Focusing Solely on Academic Goals While Ignoring Foundational Skills. Pushing a student to complete a worksheet while they cannot yet sit calmly in a chair or ask for help is counterproductive. The pitfall is prioritizing grade-level content over the prerequisite self-regulation and communication skills needed to access it. The correction is to use a holistic Individualized Education Program (IEP) that balances academic, communication, social, behavioral, and self-advocacy goals, understanding that progress in the latter areas enables progress in the former.

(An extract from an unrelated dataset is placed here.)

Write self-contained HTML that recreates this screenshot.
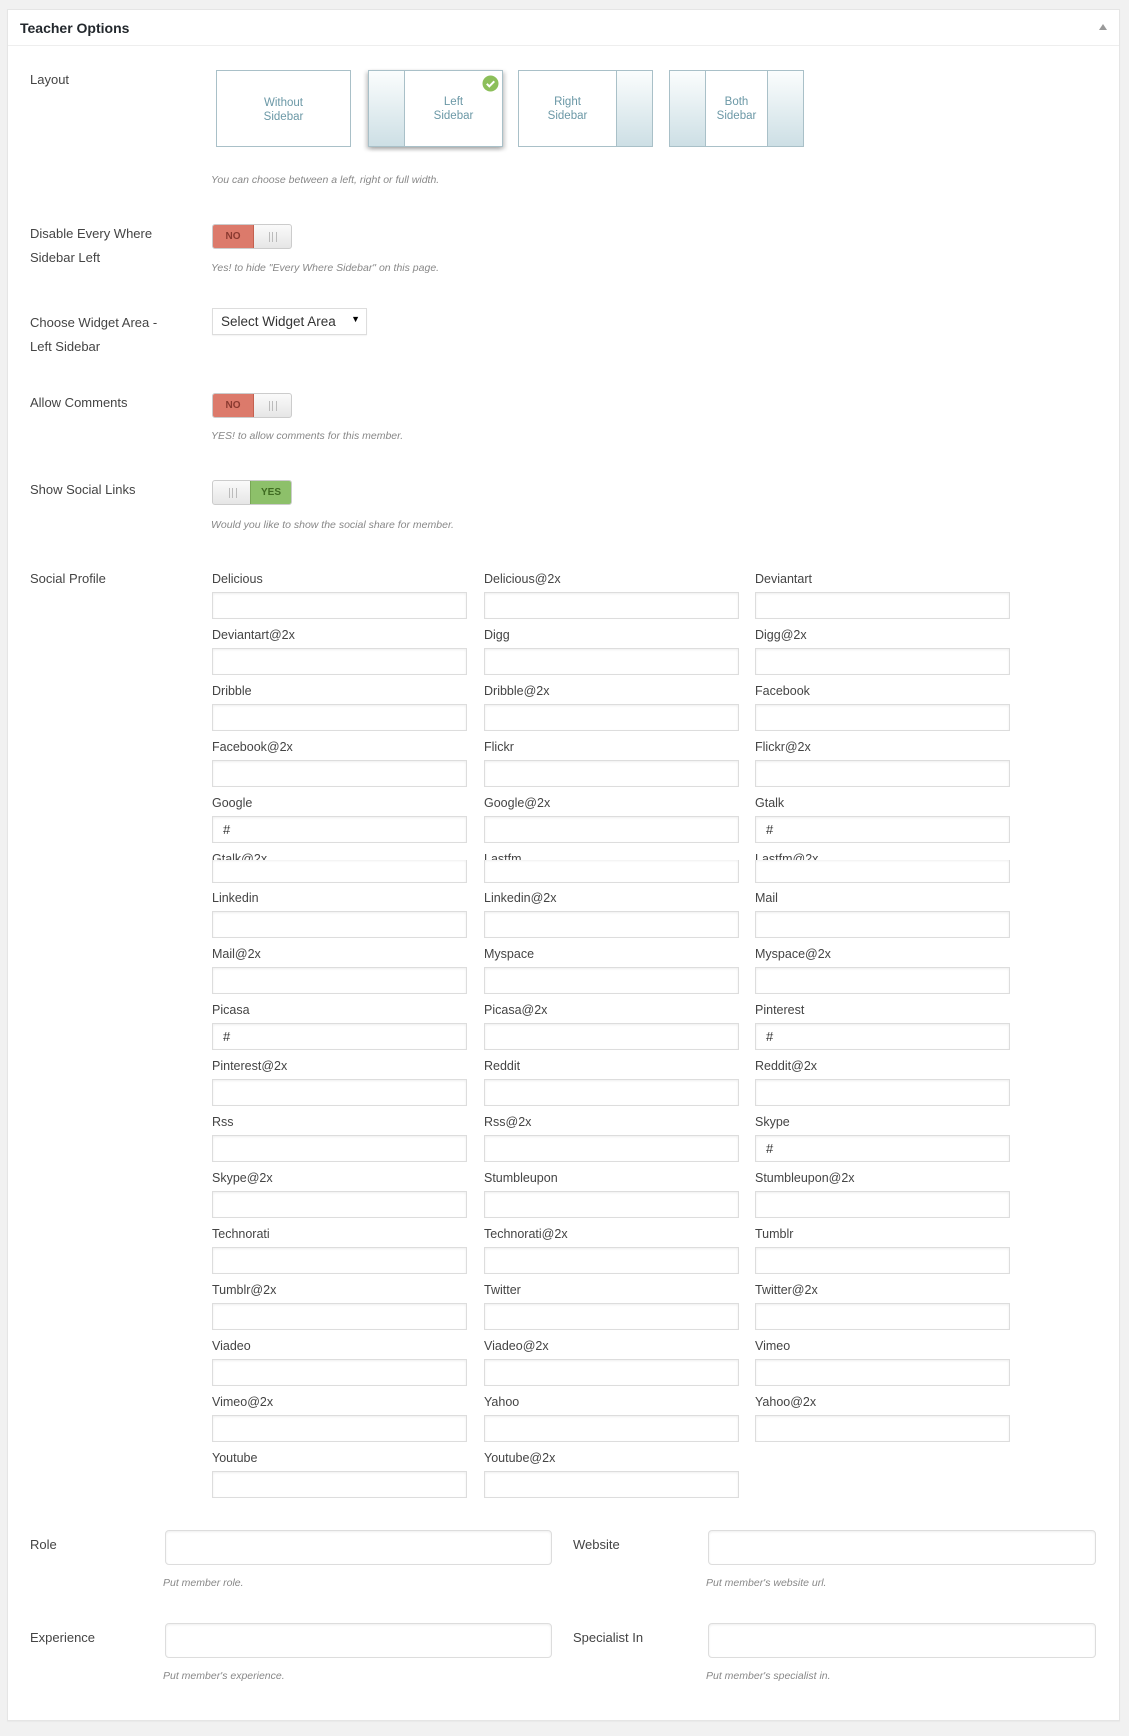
<!DOCTYPE html>
<html><head><meta charset="utf-8">
<style>
*{box-sizing:border-box;margin:0;padding:0}
body{width:1129px;height:1736px;background:#f1f1f1;font-family:"Liberation Sans",sans-serif;position:relative;overflow:hidden;color:#444}
.panel{position:absolute;left:7px;top:9px;width:1113px;height:1712px;background:#fff;border:1px solid #e5e5e5;box-shadow:0 1px 1px rgba(0,0,0,.04)}
.hdr{position:absolute;left:0;top:0;width:100%;height:36px;border-bottom:1px solid #eee}
.hdr .t{position:absolute;left:12px;top:10px;font-size:14px;font-weight:bold;color:#23282d}
.hdr .a{position:absolute;right:12px;top:14px;width:0;height:0;border-left:4px solid transparent;border-right:4px solid transparent;border-bottom:6px solid #999}
.lbl{position:absolute;left:30px;font-size:13px;color:#444;line-height:24px}
.hint{position:absolute;font-size:10.5px;font-style:italic;color:#888}
.box{position:absolute;top:70px;width:135px;height:77px;border:1px solid #a9c0c8;background:#fff;font-size:11.5px;color:#6b98a6;text-align:center;line-height:14px}
.sb{position:absolute;top:0;bottom:0;width:36px;background:linear-gradient(#fbfdfd,#cddfe5)}
.box .tx{position:absolute;left:0;right:0;top:24px}
.tg{position:absolute;left:212px;width:80px;height:25px;border:1px solid #ccc;border-radius:3px;overflow:hidden;background:linear-gradient(#fafafa,#e6e6e6)}
.tg .no{position:absolute;left:0;top:0;width:41px;height:100%;background:#dc7a6b;border-right:1px solid #c4604f;font-size:10px;font-weight:bold;text-align:center;line-height:24px;color:#8a3a30}
.tg .yes{position:absolute;right:0;top:0;width:41px;height:100%;background:#8dc06a;border-left:1px solid #78a656;font-size:10px;font-weight:bold;text-align:center;line-height:24px;color:#3f6b22}
.tg .k{position:absolute;top:7px;width:8px;height:10px;border-left:1px solid #bbb;border-right:1px solid #bbb}
.tg .k:after{content:"";position:absolute;left:2px;top:0;height:10px;border-left:1px solid #bbb}
.c{position:absolute;width:255px;height:50px}
.c span{position:absolute;left:0;top:0;font-size:12.5px;line-height:16px;color:#444}
.c i{position:absolute;left:0;top:21px;width:255px;height:27px;border:1px solid #ddd;box-shadow:inset 0 1px 2px rgba(0,0,0,.07);background:#fff;font-style:normal;font-size:13px;color:#333;padding:5px 10px}
.bi{position:absolute;height:35px;border:1px solid #ddd;border-radius:4px;box-shadow:inset 0 1px 2px rgba(0,0,0,.07);background:#fff}
</style></head><body>
<div class="panel">
<div class="hdr"><div class="t">Teacher Options</div><div class="a"></div></div>
</div>

<div class="lbl" style="top:68px">Layout</div>
<div class="box" style="left:216px"><div class="tx" style="top:25px">Without<br>Sidebar</div></div>
<div class="box" style="left:368px;box-shadow:-2px 2px 4px rgba(0,0,0,.2),2px 2px 4px rgba(0,0,0,.2)"><div class="sb" style="left:0;border-right:1px solid #a9c0c8"></div><div class="tx" style="left:36px">Left<br>Sidebar</div>
<svg style="position:absolute;left:113px;top:4px" width="17" height="17" viewBox="0 0 17 17"><circle cx="8.5" cy="8.5" r="8" fill="#8cbf5a"/><path d="M4.8 8.8l2.5 2.5 5-5" stroke="#fff" stroke-width="2" fill="none"/></svg></div>
<div class="box" style="left:518px"><div class="sb" style="right:0;border-left:1px solid #a9c0c8"></div><div class="tx" style="right:36px">Right<br>Sidebar</div></div>
<div class="box" style="left:669px"><div class="sb" style="left:0;border-right:1px solid #a9c0c8"></div><div class="sb" style="right:0;border-left:1px solid #a9c0c8"></div><div class="tx">Both<br>Sidebar</div></div>
<div class="hint" style="left:211px;top:174px">You can choose between a left, right or full width.</div>

<div class="lbl" style="top:222px">Disable Every Where<br>Sidebar Left</div>
<div class="tg" style="top:224px"><div class="no">NO</div><div class="k" style="left:56px"></div></div>
<div class="hint" style="left:211px;top:262px">Yes! to hide "Every Where Sidebar" on this page.</div>

<div class="lbl" style="top:311px">Choose Widget Area -<br>Left Sidebar</div>
<div style="position:absolute;left:212px;top:308px;width:155px;height:27px;border:1px solid #ddd;background:#fff;font-size:13.5px;color:#333;padding:5px 8px;box-shadow:0 1px 1px rgba(0,0,0,.05)">Select Widget Area<span style="position:absolute;right:6px;top:5px;font-size:9px;color:#000">▼</span></div>

<div class="lbl" style="top:391px">Allow Comments</div>
<div class="tg" style="top:393px"><div class="no">NO</div><div class="k" style="left:56px"></div></div>
<div class="hint" style="left:211px;top:430px">YES! to allow comments for this member.</div>

<div class="lbl" style="top:478px">Show Social Links</div>
<div class="tg" style="top:480px"><div class="yes">YES</div><div class="k" style="left:16px"></div></div>
<div class="hint" style="left:211px;top:519px">Would you like to show the social share for member.</div>

<div class="lbl" style="top:567px">Social Profile</div>

<div class="c" style="left:212px;top:571px"><span>Delicious</span><i></i></div>
<div class="c" style="left:484px;top:571px"><span>Delicious@2x</span><i></i></div>
<div class="c" style="left:755px;top:571px"><span>Deviantart</span><i></i></div>
<div class="c" style="left:212px;top:627px"><span>Deviantart@2x</span><i></i></div>
<div class="c" style="left:484px;top:627px"><span>Digg</span><i></i></div>
<div class="c" style="left:755px;top:627px"><span>Digg@2x</span><i></i></div>
<div class="c" style="left:212px;top:683px"><span>Dribble</span><i></i></div>
<div class="c" style="left:484px;top:683px"><span>Dribble@2x</span><i></i></div>
<div class="c" style="left:755px;top:683px"><span>Facebook</span><i></i></div>
<div class="c" style="left:212px;top:739px"><span>Facebook@2x</span><i></i></div>
<div class="c" style="left:484px;top:739px"><span>Flickr</span><i></i></div>
<div class="c" style="left:755px;top:739px"><span>Flickr@2x</span><i></i></div>
<div class="c" style="left:212px;top:795px"><span>Google</span><i>#</i></div>
<div class="c" style="left:484px;top:795px"><span>Google@2x</span><i></i></div>
<div class="c" style="left:755px;top:795px"><span>Gtalk</span><i>#</i></div>
<div class="c" style="left:212px;top:851px"><span>Gtalk@2x</span><i style="top:9px;height:23px;border-top:none"></i></div>
<div class="c" style="left:484px;top:851px"><span>Lastfm</span><i style="top:9px;height:23px;border-top:none"></i></div>
<div class="c" style="left:755px;top:851px"><span>Lastfm@2x</span><i style="top:9px;height:23px;border-top:none"></i></div>
<div class="c" style="left:212px;top:890px"><span>Linkedin</span><i></i></div>
<div class="c" style="left:484px;top:890px"><span>Linkedin@2x</span><i></i></div>
<div class="c" style="left:755px;top:890px"><span>Mail</span><i></i></div>
<div class="c" style="left:212px;top:946px"><span>Mail@2x</span><i></i></div>
<div class="c" style="left:484px;top:946px"><span>Myspace</span><i></i></div>
<div class="c" style="left:755px;top:946px"><span>Myspace@2x</span><i></i></div>
<div class="c" style="left:212px;top:1002px"><span>Picasa</span><i>#</i></div>
<div class="c" style="left:484px;top:1002px"><span>Picasa@2x</span><i></i></div>
<div class="c" style="left:755px;top:1002px"><span>Pinterest</span><i>#</i></div>
<div class="c" style="left:212px;top:1058px"><span>Pinterest@2x</span><i></i></div>
<div class="c" style="left:484px;top:1058px"><span>Reddit</span><i></i></div>
<div class="c" style="left:755px;top:1058px"><span>Reddit@2x</span><i></i></div>
<div class="c" style="left:212px;top:1114px"><span>Rss</span><i></i></div>
<div class="c" style="left:484px;top:1114px"><span>Rss@2x</span><i></i></div>
<div class="c" style="left:755px;top:1114px"><span>Skype</span><i>#</i></div>
<div class="c" style="left:212px;top:1170px"><span>Skype@2x</span><i></i></div>
<div class="c" style="left:484px;top:1170px"><span>Stumbleupon</span><i></i></div>
<div class="c" style="left:755px;top:1170px"><span>Stumbleupon@2x</span><i></i></div>
<div class="c" style="left:212px;top:1226px"><span>Technorati</span><i></i></div>
<div class="c" style="left:484px;top:1226px"><span>Technorati@2x</span><i></i></div>
<div class="c" style="left:755px;top:1226px"><span>Tumblr</span><i></i></div>
<div class="c" style="left:212px;top:1282px"><span>Tumblr@2x</span><i></i></div>
<div class="c" style="left:484px;top:1282px"><span>Twitter</span><i></i></div>
<div class="c" style="left:755px;top:1282px"><span>Twitter@2x</span><i></i></div>
<div class="c" style="left:212px;top:1338px"><span>Viadeo</span><i></i></div>
<div class="c" style="left:484px;top:1338px"><span>Viadeo@2x</span><i></i></div>
<div class="c" style="left:755px;top:1338px"><span>Vimeo</span><i></i></div>
<div class="c" style="left:212px;top:1394px"><span>Vimeo@2x</span><i></i></div>
<div class="c" style="left:484px;top:1394px"><span>Yahoo</span><i></i></div>
<div class="c" style="left:755px;top:1394px"><span>Yahoo@2x</span><i></i></div>
<div class="c" style="left:212px;top:1450px"><span>Youtube</span><i></i></div>
<div class="c" style="left:484px;top:1450px"><span>Youtube@2x</span><i></i></div>

<div class="lbl" style="top:1533px">Role</div>
<div class="bi" style="left:165px;top:1530px;width:387px"></div>
<div class="lbl" style="top:1533px;left:573px">Website</div>
<div class="bi" style="left:708px;top:1530px;width:388px"></div>
<div class="hint" style="left:163px;top:1577px">Put member role.</div>
<div class="hint" style="left:706px;top:1577px">Put member's website url.</div>

<div class="lbl" style="top:1626px">Experience</div>
<div class="bi" style="left:165px;top:1623px;width:387px"></div>
<div class="lbl" style="top:1626px;left:573px">Specialist In</div>
<div class="bi" style="left:708px;top:1623px;width:388px"></div>
<div class="hint" style="left:163px;top:1670px">Put member's experience.</div>
<div class="hint" style="left:706px;top:1670px">Put member's specialist in.</div>
</body></html>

Assuming Non-Speaking Means Non-Understanding. This is a profound and damaging error. A student's inability to communicate verbally does not correlate with their intelligence or comprehension. The pitfall is talking about the student in their presence, using overly simplified language, or lowering academic expectations. The correction is to presume competence, provide robust AAC options, maintain high expectations, and teach grade-level content through accessible means.
Summary
- Autism spectrum disorder involves distinct differences in social interaction, communication, and sensory processing, which must be understood as neurological variations, not behavioral choices.

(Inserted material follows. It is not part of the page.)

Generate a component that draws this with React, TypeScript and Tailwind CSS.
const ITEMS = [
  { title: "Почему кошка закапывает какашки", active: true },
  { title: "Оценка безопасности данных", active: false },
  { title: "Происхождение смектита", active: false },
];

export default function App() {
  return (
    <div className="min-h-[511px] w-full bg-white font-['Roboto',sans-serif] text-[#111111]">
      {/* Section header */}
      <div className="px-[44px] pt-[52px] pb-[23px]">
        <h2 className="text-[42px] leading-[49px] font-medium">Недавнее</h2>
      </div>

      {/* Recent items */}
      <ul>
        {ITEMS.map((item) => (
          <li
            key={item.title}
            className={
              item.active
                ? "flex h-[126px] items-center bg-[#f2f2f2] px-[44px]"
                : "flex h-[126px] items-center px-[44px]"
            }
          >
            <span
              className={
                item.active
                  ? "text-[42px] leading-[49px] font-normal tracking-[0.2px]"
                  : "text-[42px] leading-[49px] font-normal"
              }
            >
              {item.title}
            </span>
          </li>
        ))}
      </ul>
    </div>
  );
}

- A structured environment, anchored by predictable routines and visual schedules, is essential for reducing anxiety and building independence.
- Evidence-based practices like Applied Behavior Analysis (ABA) and Structured Teaching provide the frameworks for systematically teaching academic, life, and social skills.

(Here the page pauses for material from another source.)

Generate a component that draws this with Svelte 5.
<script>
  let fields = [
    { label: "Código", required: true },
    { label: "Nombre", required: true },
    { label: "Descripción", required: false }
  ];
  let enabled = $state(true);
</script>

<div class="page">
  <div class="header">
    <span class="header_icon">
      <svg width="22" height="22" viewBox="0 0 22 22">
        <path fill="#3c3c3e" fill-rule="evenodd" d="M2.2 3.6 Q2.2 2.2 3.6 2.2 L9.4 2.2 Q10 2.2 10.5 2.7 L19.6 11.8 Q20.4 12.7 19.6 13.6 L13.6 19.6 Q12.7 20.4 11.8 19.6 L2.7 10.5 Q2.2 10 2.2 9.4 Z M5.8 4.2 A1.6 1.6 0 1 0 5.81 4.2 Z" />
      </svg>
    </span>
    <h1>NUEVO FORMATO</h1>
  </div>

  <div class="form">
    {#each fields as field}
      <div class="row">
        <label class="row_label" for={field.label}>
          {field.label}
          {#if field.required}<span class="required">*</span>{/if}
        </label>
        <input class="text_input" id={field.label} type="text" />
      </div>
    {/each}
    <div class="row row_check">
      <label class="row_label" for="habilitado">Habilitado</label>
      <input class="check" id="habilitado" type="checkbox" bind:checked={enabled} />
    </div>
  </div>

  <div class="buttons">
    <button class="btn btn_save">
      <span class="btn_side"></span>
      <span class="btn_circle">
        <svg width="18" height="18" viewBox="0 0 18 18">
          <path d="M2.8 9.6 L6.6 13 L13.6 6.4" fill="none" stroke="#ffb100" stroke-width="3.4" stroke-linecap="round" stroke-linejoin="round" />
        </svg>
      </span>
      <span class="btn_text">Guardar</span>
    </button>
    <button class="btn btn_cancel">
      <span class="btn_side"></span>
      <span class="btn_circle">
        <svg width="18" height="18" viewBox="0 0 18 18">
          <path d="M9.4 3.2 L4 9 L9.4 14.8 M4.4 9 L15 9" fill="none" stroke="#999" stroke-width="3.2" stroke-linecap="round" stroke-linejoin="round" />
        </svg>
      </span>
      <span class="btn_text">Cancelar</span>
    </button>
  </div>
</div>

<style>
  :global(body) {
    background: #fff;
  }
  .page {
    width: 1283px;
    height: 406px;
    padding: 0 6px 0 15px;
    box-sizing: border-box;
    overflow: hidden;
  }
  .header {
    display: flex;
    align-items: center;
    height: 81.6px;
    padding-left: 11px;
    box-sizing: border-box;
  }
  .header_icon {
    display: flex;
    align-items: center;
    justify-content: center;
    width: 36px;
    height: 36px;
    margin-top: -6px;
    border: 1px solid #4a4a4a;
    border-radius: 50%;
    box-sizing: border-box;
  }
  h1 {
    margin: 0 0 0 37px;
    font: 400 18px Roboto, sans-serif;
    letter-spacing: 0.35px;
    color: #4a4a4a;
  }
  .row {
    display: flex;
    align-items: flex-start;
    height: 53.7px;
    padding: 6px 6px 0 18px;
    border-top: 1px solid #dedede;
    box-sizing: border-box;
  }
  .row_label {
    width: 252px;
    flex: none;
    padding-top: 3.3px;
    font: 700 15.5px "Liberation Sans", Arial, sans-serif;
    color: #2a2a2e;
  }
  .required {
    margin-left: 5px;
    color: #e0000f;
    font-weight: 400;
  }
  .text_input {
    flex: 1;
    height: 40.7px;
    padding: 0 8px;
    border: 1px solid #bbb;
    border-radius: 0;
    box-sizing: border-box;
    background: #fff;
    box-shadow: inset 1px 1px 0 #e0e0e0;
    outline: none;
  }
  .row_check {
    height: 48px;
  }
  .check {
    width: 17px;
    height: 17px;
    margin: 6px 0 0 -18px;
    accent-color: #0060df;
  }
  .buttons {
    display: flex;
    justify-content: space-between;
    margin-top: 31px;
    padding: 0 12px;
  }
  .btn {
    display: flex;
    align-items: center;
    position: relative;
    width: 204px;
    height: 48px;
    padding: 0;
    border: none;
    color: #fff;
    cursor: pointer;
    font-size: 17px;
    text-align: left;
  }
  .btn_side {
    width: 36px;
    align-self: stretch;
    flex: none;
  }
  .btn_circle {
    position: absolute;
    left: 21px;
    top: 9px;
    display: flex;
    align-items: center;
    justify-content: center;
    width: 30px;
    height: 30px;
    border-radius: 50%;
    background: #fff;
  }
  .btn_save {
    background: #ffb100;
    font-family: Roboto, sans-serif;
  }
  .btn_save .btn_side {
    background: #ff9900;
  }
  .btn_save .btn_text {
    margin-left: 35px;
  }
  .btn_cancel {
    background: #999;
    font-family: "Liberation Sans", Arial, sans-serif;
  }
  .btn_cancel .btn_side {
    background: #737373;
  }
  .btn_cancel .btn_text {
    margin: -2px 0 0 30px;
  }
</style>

- Communication and social skills instruction must be direct, explicit, and supported by tools like AAC and social narratives, as these skills are not always learned implicitly.
- Sensory accommodations are critical supports that address underlying neurological needs, enabling a student to be physically and emotionally available for learning.
- Effective education requires a holistic, individualized approach that integrates all these elements through a collaborative IEP process, always presuming the student's competence and potential for growth.